Code that builds pages
════════════════════
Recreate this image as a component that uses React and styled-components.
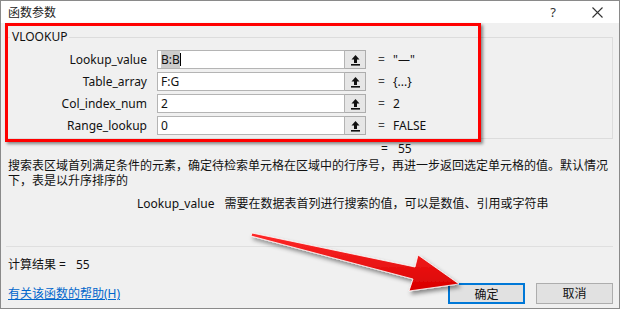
import React from 'react'
import styled, { createGlobalStyle } from 'styled-components'

const args = [
    { name: 'Lookup_value', value: 'B:B', result: '"—"', selected: true },
    { name: 'Table_array', value: 'F:G', result: '{...}' },
    { name: 'Col_index_num', value: '2', result: '2' },
    { name: 'Range_lookup', value: '0', result: 'FALSE' },
]

const RefIcon = () => (
    <svg width="11" height="12" viewBox="0 0 11 12">
        <path d="M5.5 1 L9.5 5.5 L7 5.5 L7 9 L4 9 L4 5.5 L1.5 5.5 Z" fill="#111" />
        <rect x="1" y="10" width="9" height="1.6" fill="#111" />
    </svg>
)

const CloseIcon = () => (
    <svg width="11" height="11" viewBox="0 0 11 11">
        <path d="M0.5 0.5 L10.5 10.5 M10.5 0.5 L0.5 10.5" stroke="#333" strokeWidth="1.1" />
    </svg>
)

const Arrow = () => (
    <ArrowLayer width="620" height="309" viewBox="0 0 620 309">
        <defs>
            <linearGradient id="arrowFill" x1="0" y1="0" x2="0" y2="1">
                <stop offset="0" stopColor="#ff2a2a" />
                <stop offset="1" stopColor="#d80000" />
            </linearGradient>
            <filter id="arrowShadow" x="-10%" y="-30%" width="130%" height="170%">
                <feDropShadow dx="2" dy="3" stdDeviation="2" floodColor="#000" floodOpacity="0.45" />
            </filter>
        </defs>
        <path
            d="M252 233 L415 267 L418 255 L459 284 L409 291 L413 279 L251 236 Z"
            fill="url(#arrowFill)"
            stroke="#fff"
            strokeWidth="0.8"
            strokeLinejoin="round"
            filter="url(#arrowShadow)"
        />
    </ArrowLayer>
)

const App = () => {
    return (
        <>
            <GlobalStyle />
            <Window>
                <TitleBar>
                    <span>函数参数</span>
                    <TitleTools>
                        <span className="help">?</span>
                        <CloseIcon />
                    </TitleTools>
                </TitleBar>
                <Body>
                    <Group>
                        <legend>VLOOKUP</legend>
                        <ArgGrid>
                            {args.map((a) => (
                                <React.Fragment key={a.name}>
                                    <ArgName>{a.name}</ArgName>
                                    <Field>
                                        {a.selected ? (
                                            <>
                                                <span className="sel">{a.value}</span>
                                                <span className="caret" />
                                            </>
                                        ) : a.value}
                                    </Field>
                                    <RefButton><RefIcon /></RefButton>
                                    <Eq>=</Eq>
                                    <ArgResult>{a.result}</ArgResult>
                                </React.Fragment>
                            ))}
                        </ArgGrid>
                    </Group>
                    <FormulaResult>
                        <span>=</span>
                        <span>55</span>
                    </FormulaResult>
                    <Description>
                        搜索表区域首列满足条件的元素，确定待检索单元格在区域中的行序号，再进一步返回选定单元格的值。默认情况下，表是以升序排序的
                    </Description>
                    <ArgHelp>
                        <span className="name">Lookup_value</span>
                        <span>需要在数据表首列进行搜索的值，可以是数值、引用或字符串</span>
                    </ArgHelp>
                    <Divider />
                    <CalcResult>
                        <span>计算结果 =</span>
                        <span>55</span>
                    </CalcResult>
                    <Footer>
                        <HelpLink href="#">有关该函数的帮助(H)</HelpLink>
                        <Buttons>
                            <Button $primary>确定</Button>
                            <Button>取消</Button>
                        </Buttons>
                    </Footer>
                </Body>
                <Highlight />
                <Arrow />
            </Window>
        </>
    )
}

const GlobalStyle = createGlobalStyle`
body{
    margin: 0;
    background: #ffffff;
    font-family: "Noto Sans", "Noto Sans CJK SC", sans-serif;
}
`

const Window = styled.div`
position: relative;
width: 620px;
height: 309px;
box-sizing: border-box;
border: 1px solid #8a8a8a;
background: #f0f0f0;
display: flex;
flex-direction: column;
overflow: hidden;
font-size: 12px;
color: #111;
`

const TitleBar = styled.div`
height: 22px;
flex-shrink: 0;
background: #ffffff;
display: flex;
align-items: center;
justify-content: space-between;
padding: 0 0 0 7px;
font-size: 12px;
color: #222;
`

const TitleTools = styled.div`
display: flex;
align-items: center;
gap: 36px;
padding-right: 16px;

.help{
    font-size: 13px;
    color: #333;
}
`

const Body = styled.div`
display: flex;
flex-direction: column;
padding: 0 6px 0 5px;
`

const Group = styled.fieldset`
margin: 7px 0 0 0;
padding: 6px 0 3px 0;
border: 1px solid #dcdcdc;
min-width: 0;

legend{
    margin-left: 3px;
    padding: 0 2px;
    font-size: 12px;
    line-height: 14px;
    color: #111;
}
`

const ArgGrid = styled.div`
display: grid;
grid-template-columns: 150px 188px 21px 27px 1fr;
grid-auto-rows: 19px;
row-gap: 3px;
align-items: center;
`

const ArgName = styled.div`
text-align: right;
padding-right: 10px;
`

const Field = styled.div`
height: 19px;
box-sizing: border-box;
border: 1px solid #b4b4b4;
background: #fff;
display: flex;
align-items: center;
padding-left: 3px;

.sel{
    background: #cccccc;
}
.caret{
    width: 1px;
    height: 13px;
    background: #000;
}
`

const RefButton = styled.div`
height: 19px;
box-sizing: border-box;
border: 1px solid #adadad;
border-left: none;
background: #e6e6e6;
display: flex;
align-items: center;
justify-content: center;
`

const Eq = styled.div`
padding-left: 12px;
color: #444;
`

const ArgResult = styled.div`
color: #111;
`

const FormulaResult = styled.div`
margin-top: 2px;
line-height: 16px;
padding-left: 375px;
display: flex;
gap: 10px;
`

const Description = styled.div`
margin-top: 1px;
padding-left: 2px;
margin-right: -4px;
line-height: 15px;
`

const ArgHelp = styled.div`
margin-top: 8px;
padding-left: 131px;
line-height: 15px;
display: flex;
gap: 10px;
`

const Divider = styled.div`
margin-top: 35px;
height: 1px;
background: #dfdfdf;
`

const CalcResult = styled.div`
margin-top: 11px;
padding-left: 2px;
line-height: 14px;
display: flex;
gap: 10px;
`

const Footer = styled.div`
margin-top: 11px;
height: 20px;
display: flex;
align-items: center;
justify-content: space-between;
padding-left: 2px;
`

const HelpLink = styled.a`
color: #0066cc;
text-decoration: underline;
`

const Buttons = styled.div`
display: flex;
gap: 11px;
`

const Button = styled.button`
width: 77px;
height: 21px;
box-sizing: border-box;
font-family: inherit;
font-size: 12px;
color: #111;
background: #e1e1e1;
border: ${(p) => (p.$primary ? '2px solid #0078d7' : '1px solid #adadad')};
padding: 0;
`

const Highlight = styled.div`
position: absolute;
left: 4px;
top: 22px;
width: 476px;
height: 119px;
box-sizing: border-box;
border: 3px solid #ff0000;
box-shadow: 2px 2px 3px rgba(0, 0, 0, 0.45);
pointer-events: none;
`

const ArrowLayer = styled.svg`
position: absolute;
left: -1px;
top: -1px;
pointer-events: none;
`

export default App
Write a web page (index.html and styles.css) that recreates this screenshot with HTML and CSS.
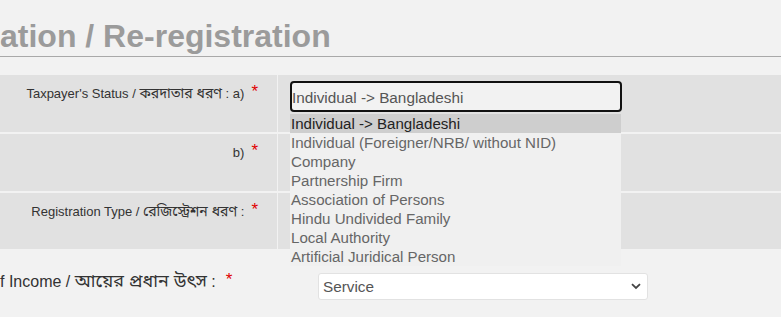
FILE: index.html
```html
<!DOCTYPE html>
<html>
<head>
<meta charset="utf-8">
<link rel="stylesheet" href="styles.css">
</head>
<body>
<div class="page">
  <h1 class="title">ation / Re-registration</h1>
  <div class="grid">
    <div class="row r1">
      <div class="label">Taxpayer's Status / <span class="bn">করদাতার ধরণ</span> : a)<span class="req">*</span></div>
      <div class="field">
        <div class="select-wrap">
          <div class="select focused">Individual -&gt; Bangladeshi</div>
          <ul class="options">
            <li class="active">Individual -&gt; Bangladeshi</li>
            <li>Individual (Foreigner/NRB/ without NID)</li>
            <li>Company</li>
            <li>Partnership Firm</li>
            <li>Association of Persons</li>
            <li>Hindu Undivided Family</li>
            <li>Local Authority</li>
            <li>Artificial Juridical Person</li>
          </ul>
        </div>
      </div>
    </div>
    <div class="row r2">
      <div class="label">b)<span class="req">*</span></div>
      <div class="field"></div>
    </div>
    <div class="row r3">
      <div class="label">Registration Type / <span class="bn">রেজিস্ট্রেশন ধরণ</span> :<span class="req">*</span></div>
      <div class="field"></div>
    </div>
  </div>
  <div class="income">
    <div class="income-label">f Income / <span class="bn">আয়ের প্রধান উৎস</span> :<span class="req big">*</span></div>
    <div class="plain-select">
      <span>Service</span>
      <svg class="chev" width="10" height="7" viewBox="0 0 10 7"><path d="M1 1.2 L5 5 L9 1.2" fill="none" stroke="#444" stroke-width="1.8"/></svg>
    </div>
  </div>
</div>
</body>
</html>
```
FILE: styles.css
```css
html, body {
  margin: 0;
  padding: 0;
  background: #f2f2f2;
}
body {
  font-family: "Liberation Sans", Arial, "Noto Sans Bengali", "Noto Sans", sans-serif;
  width: 781px;
  height: 317px;
  overflow: hidden;
}
.page {
  position: relative;
}
.title {
  margin: 0;
  padding: 17px 0 0 0;
  height: 39px;
  font-size: 32px;
  line-height: 38px;
  font-weight: bold;
  color: #9b9b9b;
  border-bottom: 1px solid #a9a9a9;
  white-space: nowrap;
}
.grid {
  margin-top: 18px;
  display: flex;
  flex-direction: column;
  gap: 2px;
}
.row {
  display: grid;
  grid-template-columns: 277px 1fr;
  column-gap: 1px;
  height: 57px;
}
.r3 { height: 56px; }
.label {
  background: #e1e1e1;
  text-align: right;
  font-size: 13px;
  color: #333;
  padding: 8px 19px 0 0;
  white-space: nowrap;
}
.bn {
  font-size: 1.08em;
}
.req {
  color: #e00000;
  font-size: 17px;
  margin-left: 7px;
  position: relative;
  top: -1px;
}
.field {
  background: #e1e1e1;
  position: relative;
}
.r1 .field {
  padding: 6px 0 0 12px;
}
.select-wrap {
  position: relative;
  width: 332px;
}
.select {
  box-sizing: border-box;
  height: 31px;
  border: 2px solid #111;
  border-radius: 4px;
  background: #f2f2f2;
  color: #555;
  font-size: 15.3px;
  line-height: 29px;
  padding-left: 0;
  white-space: nowrap;
}
.options {
  position: absolute;
  z-index: 5;
  left: 0;
  top: 33px;
  width: 331px;
  margin: 0;
  padding: 0;
  list-style: none;
  background: #f0f0f0;
}
.options li {
  height: 19px;
  line-height: 19px;
  font-size: 15.1px;
  color: #666;
  padding-left: 1px;
  white-space: nowrap;
}
.options li.active {
  background: #cecece;
  color: #222;
}
.income {
  display: flex;
  align-items: flex-start;
  margin-top: 16px;
}
.income-label {
  width: 235px;
  font-size: 16px;
  color: #333;
  padding-top: 6px;
  white-space: nowrap;
  box-sizing: border-box;
}
.income-label .bn {
  font-size: 1.12em;
}
.req.big {
  margin-left: 10px;
  top: -2px;
}
.plain-select {
  box-sizing: border-box;
  margin-left: 83px;
  margin-top: 8px;
  width: 330px;
  height: 27px;
  background: #fff;
  border: 1px solid #e2e2e2;
  border-radius: 3px;
  display: flex;
  align-items: center;
  justify-content: space-between;
  padding: 0 6px 0 4px;
  font-size: 15.3px;
  color: #555;
}
.chev { display: block; }
```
════════════════════
| Exercise |
Look above for every line with the word "React" and copy it.

| Result |
Recreate this image as a component that uses React and styled-components.
import React from 'react'
                                <React.Fragment key={a.name}>
                                </React.Fragment>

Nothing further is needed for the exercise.